L'intensité de la douleur était le principal critère d'évaluation. Malheureusement, dans le cas de la douleur chronique, cela peut ne pas refléter entièrement la complexité de la douleur chronique ressentie. À mon avis, un résultat fonctionnel en tant que mesure primaire du résultat aurait pu être plus utile. C'est d'ailleurs ce que fait notre profession. Nous ne guérissons pas les pathologies ou la douleur. En physiothérapie, l'objectif est de permettre à une personne de mieux bouger, stimulant ainsi la capacité naturelle de guérison du corps. Bien que l'étude n'ait pas été conçue pour détecter des différences dans d'autres résultats, la fréquence et la durée des maux de tête auraient pu être plus utiles que l'utilisation de la douleur comme résultat. Il convient de noter qu'aucun rapport n'indique si les patients ont utilisé ou non des médicaments analgésiques. Il a toutefois été utilisé comme covariable dans l'analyse.
Ce qui m'a manqué dans cette étude, c'est une analyse des répondeurs pour savoir s'il existe des sous-groupes de personnes qui réagissent mieux au traitement. D'autant plus que la population de céphalées chroniques incluse dans cette étude avait différentes origines (migraine, céphalée de tension, céphalée cervicogénique, spondylose cervicale).

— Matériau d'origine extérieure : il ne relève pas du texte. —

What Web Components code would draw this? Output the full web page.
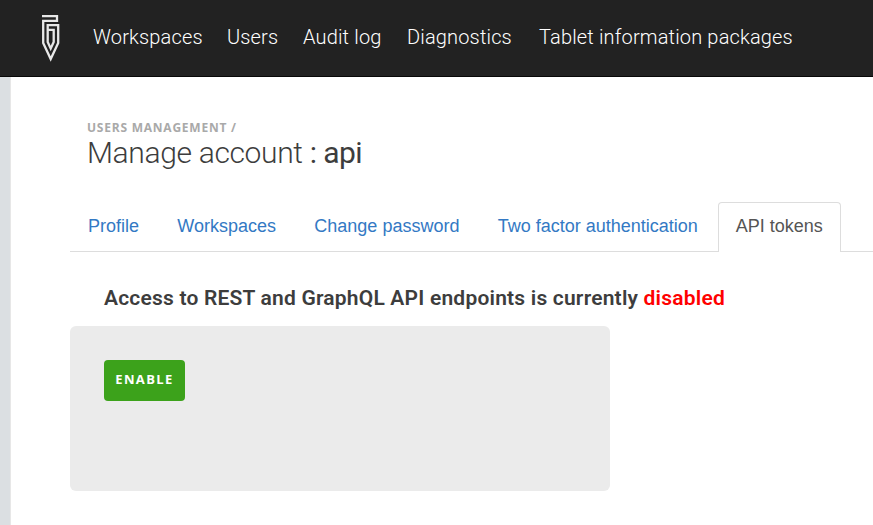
<!DOCTYPE html>
<html lang="en"><head><meta charset="utf-8"><title>Manage account</title>
<style>body{margin:0;background:#fff;font-family:Roboto,"Liberation Sans",sans-serif;overflow:hidden}</style></head>
<body><admin-page></admin-page>
<script>
const define=(name,html)=>customElements.define(name,class extends HTMLElement{
  constructor(){super();this.attachShadow({mode:'open'}).innerHTML=html;}
});
define('brand-mark',`<style>:host{display:block;width:20px;height:48px}svg{display:block}</style>
<svg width="20" height="48" viewBox="0 0 20 48" fill="none" stroke="#e8e8e8" stroke-width="2.300">
<path d="M1 2.200H16V6.800H2.200V29L9.700 45L17.200 29V11.200H6.700V28L9.700 34.500L12.700 28V15.800H7.500"/></svg>`);
define('nav-link',`<style>:host{display:block;color:#fff;font-size:20px;font-weight:300;line-height:24px;letter-spacing:.16px;white-space:nowrap}</style><slot></slot>`);
define('top-bar',`<style>:host{display:flex;box-sizing:border-box;height:77px;background:#222;border-bottom:1px solid #080808;padding:14px 0 0 41px}
nav{display:grid;grid-template-columns:134px 76px 104px 132px auto;margin:11px 0 0 32px;height:24px}</style>
<brand-mark></brand-mark><nav><slot></slot></nav>`);
define('page-heading',`<style>:host{display:block;padding-left:17px;color:#3d3d3d}
.crumb{font:700 12px/14px "Open Sans",sans-serif;letter-spacing:.77px;color:#a9a9a9}
h1{margin:0;font-size:30px;line-height:36px;font-weight:300;letter-spacing:-.35px;white-space:nowrap}h1 ::slotted(b){font-weight:400;letter-spacing:-.55px}</style>
<div class="crumb"><slot name="crumb"></slot></div><h1><slot></slot></h1>`);
define('tab-item',`<style>:host{display:block;box-sizing:border-box;height:50px;padding:13px 17px 0;border:1px solid transparent;border-bottom:0;border-radius:4px 4px 0 0;font:18px/20px "Liberation Sans",sans-serif;color:#3379c4;white-space:nowrap;margin-right:2.300px}
:host([active]){color:#555;border-color:#ddd;background:#fff;margin-left:-.5px}</style><slot></slot>`);
define('tab-list',`<style>:host{display:flex;box-sizing:border-box;height:50px;box-shadow:inset 0 -1px #ddd}</style><slot></slot>`);
define('action-button',`<style>:host{display:block;width:81px;height:41px}button{box-sizing:border-box;width:100%;height:100%;border:0;border-radius:4px;background:#3ca21b;color:#fff;font:700 13px/18px "Open Sans",sans-serif;letter-spacing:1.4px;padding:0 0 3px}</style><button><slot></slot></button>`);
define('status-line',`<style>:host{display:block;padding-left:34px;font-size:21px;line-height:24px;font-weight:600;letter-spacing:.2px;color:#3d3d3d;white-space:nowrap}::slotted(span){color:#f00}</style><slot></slot>`);
define('form-panel',`<style>:host{display:block;box-sizing:border-box;width:540px;height:165px;border-radius:6px;background:#ebebeb;padding:34px}</style><slot></slot>`);
define('admin-page',`<style>:host{display:block;height:525px}
.body{display:flex;height:448px}.rail{box-sizing:border-box;width:11px;flex:none;background:#dbdfe2;border-right:1px solid #e7e7e7}
main{flex:1;min-width:0;padding:44px 0 0 59px}tab-list{margin-top:31px}status-line{margin-top:34px}form-panel{margin-top:16px}</style>
<top-bar><nav-link>Workspaces</nav-link><nav-link>Users</nav-link><nav-link>Audit log</nav-link><nav-link>Diagnostics</nav-link><nav-link>Tablet information packages</nav-link></top-bar>
<div class="body"><div class="rail"></div><main>
<page-heading><span slot="crumb">USERS MANAGEMENT /</span>Manage account <b>: api</b></page-heading>
<tab-list><tab-item>Profile</tab-item><tab-item>Workspaces</tab-item><tab-item>Change password</tab-item><tab-item>Two factor authentication</tab-item><tab-item active>API tokens</tab-item></tab-list>
<status-line>Access to REST and GraphQL API endpoints is currently <span>disabled</span></status-line>
<form-panel><action-button>ENABLE</action-button></form-panel>
</main></div>`);
</script></body></html>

Certains aspects de la méthodologie de l'étude peuvent être discutés. Par exemple, les patients ont été informés de la randomisation dans le groupe d'exercices pour la nuque et les épaules ou dans le groupe TENS. Cependant, il serait difficile de mettre les patients à l'aveugle, comme c'est le cas dans de nombreux essais de physiothérapie, mais les gens pourraient déjà avoir une idée de l'option de traitement préférée. Le physiothérapeute traitant était au courant de l'affectation du patient, ce qui est logique. Pourtant, c'est lui qui a mesuré la force isométrique des muscles fléchisseurs et extenseurs du cou. Cela peut, involontairement, créer un biais en faveur de l'intervention testée. Heureusement, la force isométrique n'était pas la mesure de résultat primaire, car elle aurait pu potentiellement influencer les résultats. Je suppose que les autres résultats ont été recueillis par le biais des questionnaires et que le statisticien n'était pas au courant de l'attribution des groupes, de sorte que pour la mesure des résultats primaires, cela ne devrait pas poser de problème.

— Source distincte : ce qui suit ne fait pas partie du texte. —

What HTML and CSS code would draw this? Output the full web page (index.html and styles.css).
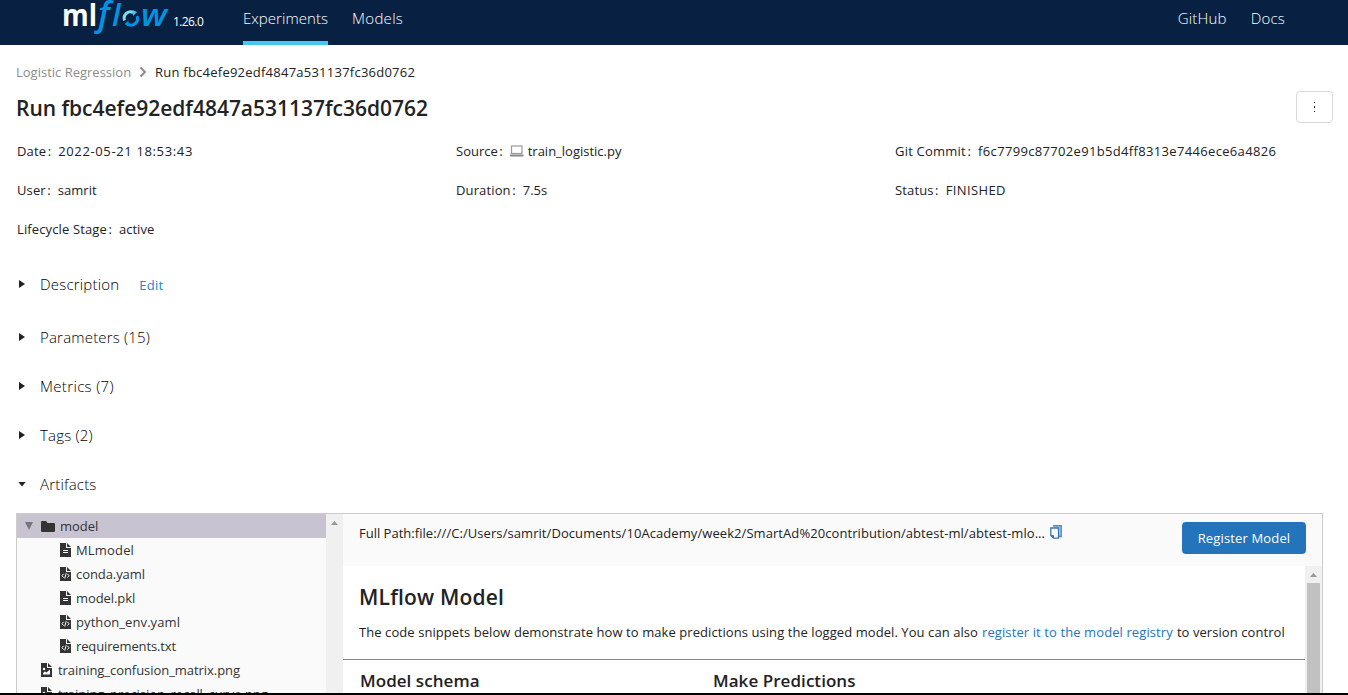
FILE: index.html
```
<!DOCTYPE html>
<html lang="en">
<head>
<meta charset="utf-8">
<title>MLflow</title>
<link rel="stylesheet" href="styles.css">
</head>
<body>
<svg class="sprite" aria-hidden="true">
  <symbol id="doc" viewBox="0 0 11 14"><path d="M0 0H6V5H11V14H0Z M7 0L11 4H7Z" fill="#333"/><path d="M3 7.500H8M3 9.500H8" stroke="#fafafa" stroke-width="1"/></symbol>
  <symbol id="code" viewBox="0 0 11 14"><path d="M0 0H6V5H11V14H0Z M7 0L11 4H7Z" fill="#333"/><path d="M3.500 6.800L2 8.700L3.500 10.500M7.500 6.800L9 8.700L7.500 10.500M6.200 6.200L4.700 11.500" stroke="#fafafa" stroke-width="1" fill="none"/></symbol>
  <symbol id="image" viewBox="0 0 11 14"><path d="M0 0H6V5H11V14H0Z M7 0L11 4H7Z" fill="#333"/><path d="M2 11.500V10L4 8.500L5.500 9.500L9 6.500V11.500Z" fill="#fafafa"/><circle cx="3" cy="6" r="1.200" fill="#fafafa"/></symbol>
</svg>
<header class="navbar">
  <svg class="logo" width="106" height="45" viewBox="0 0 106 45">
    <text class="logo-ml" x="-1" y="26" textLength="35" lengthAdjust="spacingAndGlyphs">ml</text>
    <text class="logo-flow logo-f" x="35" y="26">f</text>
    <text class="logo-flow" x="49" y="26">l</text>
    <g fill="none" stroke-width="3"><path d="M61.500 20.500A6.500 6.500 0 0 1 70.500 12.500" stroke="#7fdcf0"/><path d="M74 16A6.500 6.500 0 0 1 64.500 24" stroke="#0194e2"/></g>
    <path d="M69.500 10L74 12L70 16Z" fill="#43c9ed"/><path d="M65.500 20.500V26.500L61.500 24Z" fill="#0194e2"/>
    <text class="logo-flow" x="78" y="26" textLength="26" lengthAdjust="spacingAndGlyphs">w</text>
  </svg>
  <span class="version">1.26.0</span>
  <nav class="links">
    <a class="active">Experiments</a>
    <a class="models">Models</a>
  </nav>
  <nav class="links right"><a>GitHub</a><a>Docs</a></nav>
</header>
<main>
  <div class="crumbs"><span class="crumb-link">Logistic Regression</span><svg width="8" height="12" viewBox="0 0 8 12"><path d="M1.500 1.500L6 6L1.500 10.500" fill="none" stroke="#8c8c8c" stroke-width="2"/></svg><span class="crumb-now">Run fbc4efe92edf4847a531137fc36d0762</span></div>
  <div class="title-row"><h1>Run fbc4efe92edf4847a531137fc36d0762</h1><button class="more" aria-label="More"><i></i><i></i><i></i></button></div>
  <div class="meta">
    <div><span class="k">Date<em>:</em></span><span class="date">2022-05-21 18:53:43</span></div>
    <div><span class="k source">Source<em>:</em></span><svg class="laptop" width="14" height="12" viewBox="0 0 14 12"><rect x="1.500" y="1" width="10.500" height="7.500" fill="#fff" stroke="#999" stroke-width="1.200"/><path d="M0 9.500H13.500V11.500H0Z" fill="#888"/></svg><span>train_logistic.py</span></div>
    <div><span class="k commit">Git Commit<em>:</em></span><span class="hash">f6c7799c87702e91b5d4ff8313e7446ece6a4826</span></div>
    <div><span class="k">User<em>:</em></span><span>samrit</span></div>
    <div><span class="k">Duration<em>:</em></span><span>7.5s</span></div>
    <div><span class="k">Status<em>:</em></span><span class="status">FINISHED</span></div>
    <div><span class="k">Lifecycle Stage<em>:</em></span><span>active</span></div>
  </div>
  <section class="fold description"><b class="caret"></b><span>Description</span><a class="edit">Edit</a></section>
  <section class="fold"><b class="caret"></b><span>Parameters (15)</span></section>
  <section class="fold metrics"><b class="caret"></b><span>Metrics (7)</span></section>
  <section class="fold"><b class="caret"></b><span>Tags (2)</span></section>
  <section class="fold"><b class="caret open"></b><span>Artifacts</span></section>
  <div class="artifacts">
    <div class="tree">
      <div class="row selected"><b class="toggle"></b><svg width="14" height="11" viewBox="0 0 14 11"><path d="M0 1Q0 0 1 0H5L6.500 2H13Q14 2 14 3V10Q14 11 13 11H1Q0 11 0 10Z" fill="#333"/></svg><span>model</span></div>
      <div class="row child"><svg width="11" height="14"><use href="#doc"/></svg><span class="mlmodel">MLmodel</span></div>
      <div class="row child"><svg width="11" height="14"><use href="#code"/></svg><span>conda.yaml</span></div>
      <div class="row child"><svg width="11" height="14"><use href="#doc"/></svg><span>model.pkl</span></div>
      <div class="row child"><svg width="11" height="14"><use href="#code"/></svg><span class="env">python_env.yaml</span></div>
      <div class="row child"><svg width="11" height="14"><use href="#code"/></svg><span class="reqs">requirements.txt</span></div>
      <div class="row file"><svg width="11" height="14"><use href="#image"/></svg><span>training_confusion_matrix.png</span></div>
      <div class="row file"><svg width="11" height="14"><use href="#image"/></svg><span>training_precision_recall_curve.png</span></div>
    </div>
    <div class="bar"><b class="up"></b></div>
    <div class="view">
      <div class="path-row"><div class="path"><span>Full Path:</span><span class="uri">file:///C:/Users/samrit/Documents/10Academy/week2/SmartAd%20contribution/abtest-ml/abtest-mlo...</span></div><svg class="copy" width="12" height="14" viewBox="0 0 12 14"><path d="M3 .8H11.200V11.500H9" fill="#a9c9e8" stroke="#4a90cc" stroke-width="1.400"/><path d="M.8 3H8.500V13.200H3.500L.8 10.500Z" fill="#fff" stroke="#3577ae" stroke-width="1.300"/><path d="M1 10.500H3.500V13" fill="#3577ae" stroke="#3577ae"/></svg><button class="register">Register Model</button></div>
      <div class="body">
        <div class="content">
          <h2>MLflow Model</h2>
          <p><span>The code snippets below demonstrate how to make predictions using the logged model. You can also</span><a>register it to the model registry</a><span>to version control</span></p>
          <div class="cols"><h3>Model schema</h3><h3>Make Predictions</h3></div>
        </div>
        <div class="bar"><b class="up"></b><i class="thumb"></i></div>
      </div>
    </div>
  </div>
</main>
<footer class="edge"></footer>
</body>
</html>
```
FILE: styles.css
```
* { box-sizing: border-box; }
body { margin: 0; height: 695px; overflow: hidden; display: flex; flex-direction: column; background: #fff; color: #222; font: 13px/20px "Open Sans", "Noto Sans", sans-serif; white-space: nowrap; }
.sprite { display: none; }
.navbar { height: 45px; flex: none; background: #082142; color: #fff; display: flex; align-items: flex-start; padding: 0 63px; }
.logo { flex: none; }
.logo-ml { font: 700 31px "Open Sans", sans-serif; fill: #fff; }
.logo-flow { font: italic 600 31px "Open Sans", sans-serif; fill: #0194e2; }
.logo-f { font-size: 34px; }
.version { margin: 12px 0 0 4px; width: 70px; font-size: 12px; letter-spacing: -.6px; }
.links { display: flex; gap: 24px; font-size: 15px; font-weight: 300; letter-spacing: .05px; }
.models { letter-spacing: .3px; }
.links a { height: 45px; padding-top: 8px; }
.links .active { border-bottom: 4px solid #43c9ed; }
.links.right { margin-left: auto; letter-spacing: .2px; }
main { flex: 1; min-height: 0; padding: 17px 16px 0; display: flex; flex-direction: column; }
.crumbs { display: flex; align-items: center; height: 20px; flex: none; gap: 8px; }
.crumb-link { color: #8c8c8c; width: 115px; }
.crumb-now { letter-spacing: .239px; }
.title-row { display: flex; justify-content: space-between; height: 32px; flex: none; margin: 9px -1px 0 0; }
h1 { margin: 0; font-size: 21px; line-height: 34px; font-weight: 600; letter-spacing: -.02px; }
.more { width: 37px; height: 32px; border: 1px solid #d9d9d9; border-radius: 4px; background: #fff; padding: 0; display: flex; flex-direction: column; align-items: center; justify-content: center; gap: 3px; }
.more i { width: 1px; height: 1.5px; background: #222; }
.meta { display: grid; grid-template-columns: 439px 439px 1fr; grid-auto-rows: 39px; margin-top: 18px; padding-left: 1px; flex: none; }
.meta div { display: flex; height: 20px; align-items: center; }
.k { margin-right: 7px; letter-spacing: .13px; }
.k em { margin-left: 1.5px; font-style: normal; }
.source { letter-spacing: 0; }
.commit { letter-spacing: .22px; }
.date { letter-spacing: .64px; }
.hash { letter-spacing: .333px; }
.status { letter-spacing: .381px; }
.laptop { margin-right: 4px; }
.fold { height: 20px; margin-bottom: 29px; flex: none; display: flex; align-items: center; font-size: 15px; font-weight: 300; letter-spacing: .19px; color: #000; }
.metrics { letter-spacing: .34px; }
.description { margin: 16px 0 33px; }
.caret { width: 6px; height: 8px; margin: 0 15px 0 3px; background: #222; clip-path: polygon(0 0, 100% 50%, 0 100%); }
.caret.open { width: 8px; height: 5px; margin: 0 14px 0 2px; clip-path: polygon(0 0, 100% 0, 50% 100%); }
.edit { margin: 2px 0 0 20px; font-size: 13px; font-weight: 400; letter-spacing: .25px; color: #2284d8; }
.artifacts { flex: 1; min-height: 0; margin: -10px 9px 0 0; border: 1px solid #ccc; border-bottom: 0; display: flex; overflow: hidden; }
.tree { width: 309px; background: #fafafa; overflow: hidden; color: #333; }
.row { height: 24px; display: flex; align-items: center; }
.selected { background: #c8c3d1; padding-left: 8px; }
.toggle { width: 8px; height: 8px; background: #777; clip-path: polygon(0 0, 100% 0, 50% 100%); margin-right: 8px; }
.selected span { margin-left: 5px; }
.child { padding-left: 43px; gap: 5px; letter-spacing: -.08px; }
.mlmodel { letter-spacing: .17px; }
.env { letter-spacing: .08px; }
.reqs { letter-spacing: -.13px; }
.file { padding-left: 24px; gap: 6px; letter-spacing: -.05px; }
.bar { width: 17px; flex: none; background: #f0f0f0; display: flex; flex-direction: column; align-items: center; }
.up { width: 7px; height: 4px; margin-top: 7px; background: #999; clip-path: polygon(50% 0, 100% 100%, 0 100%); }
.view { flex: 1; min-width: 0; display: flex; flex-direction: column; }
.path-row { height: 52px; flex: none; background: #fafafa; display: flex; align-items: flex-start; padding: 8px 16px; }
.path { padding-top: 1px; display: flex; }
.uri { letter-spacing: .07px; }
.copy { margin: 3px 0 0 5px; }
.register { margin-left: auto; width: 124px; height: 32px; border: 0; border-radius: 4px; padding: 0; background: #2374bb; color: #fff; font: inherit; letter-spacing: .15px; }
.body { flex: 1; display: flex; min-height: 0; }
.content { flex: 1; overflow: hidden; }
h2 { margin: 18px 16px 0; font-size: 21px; line-height: 26px; font-weight: 600; letter-spacing: .19px; }
p { margin: 12px 16px 17px; display: flex; gap: 4px; letter-spacing: .073px; }
p a { color: #2374bb; letter-spacing: .1px; }
.cols { border-top: 1px solid #888; display: grid; grid-template-columns: 353px 1fr; padding: 9px 17px; }
h3 { margin: 0; font-size: 17px; line-height: 24px; font-weight: 600; letter-spacing: .05px; }
.thumb { width: 13px; flex: 1; margin-top: 6px; background: #c1c1c1; }
.edge { height: 2px; flex: none; background: #000; }
```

Un autre point à prendre en compte est la différence de traitement entre les groupes. Alors que le groupe d'exercices épaule-cou a suivi un total de 8 séances supervisées, le groupe TENS n'a suivi qu'un total de 6 séances.
Il est important de noter, pour l'applicabilité de ces résultats à votre population de patients, que les participants présentant des changements dégénératifs sévères ont été exclus de l'étude. Il en va de même pour les personnes qui pratiquent une activité physique habituelle trois fois ou plus par semaine. Cela signifie que ces résultats ne seraient pas applicables aux participants plus actifs que l'on peut rencontrer dans la pratique clinique et à ceux qui présentent une dégénérescence sévère (bien que la définition de sévère n'ait pas été précisée). Quoi qu'il en soit, je félicite les auteurs d'avoir choisi un groupe de participants plus sédentaires. Souvent, les critères d'inclusion des essais sur l'exercice physique tendent à inclure des participants plus actifs, qui peuvent éventuellement mieux réagir car ils connaissent les avantages de l'exercice physique.
Cet essai portant sur des exercices pour les épaules et le cou destinés à une population souffrant de céphalées chroniques n'a pas révélé de diminution significative de l'intensité des céphalées sur une période de 6 mois par rapport à la TENS. Cependant, la fréquence des épisodes de maux de tête a diminué davantage dans le groupe d'exercice au cours des 6 mois de l'étude, avec une taille d'effet modérée.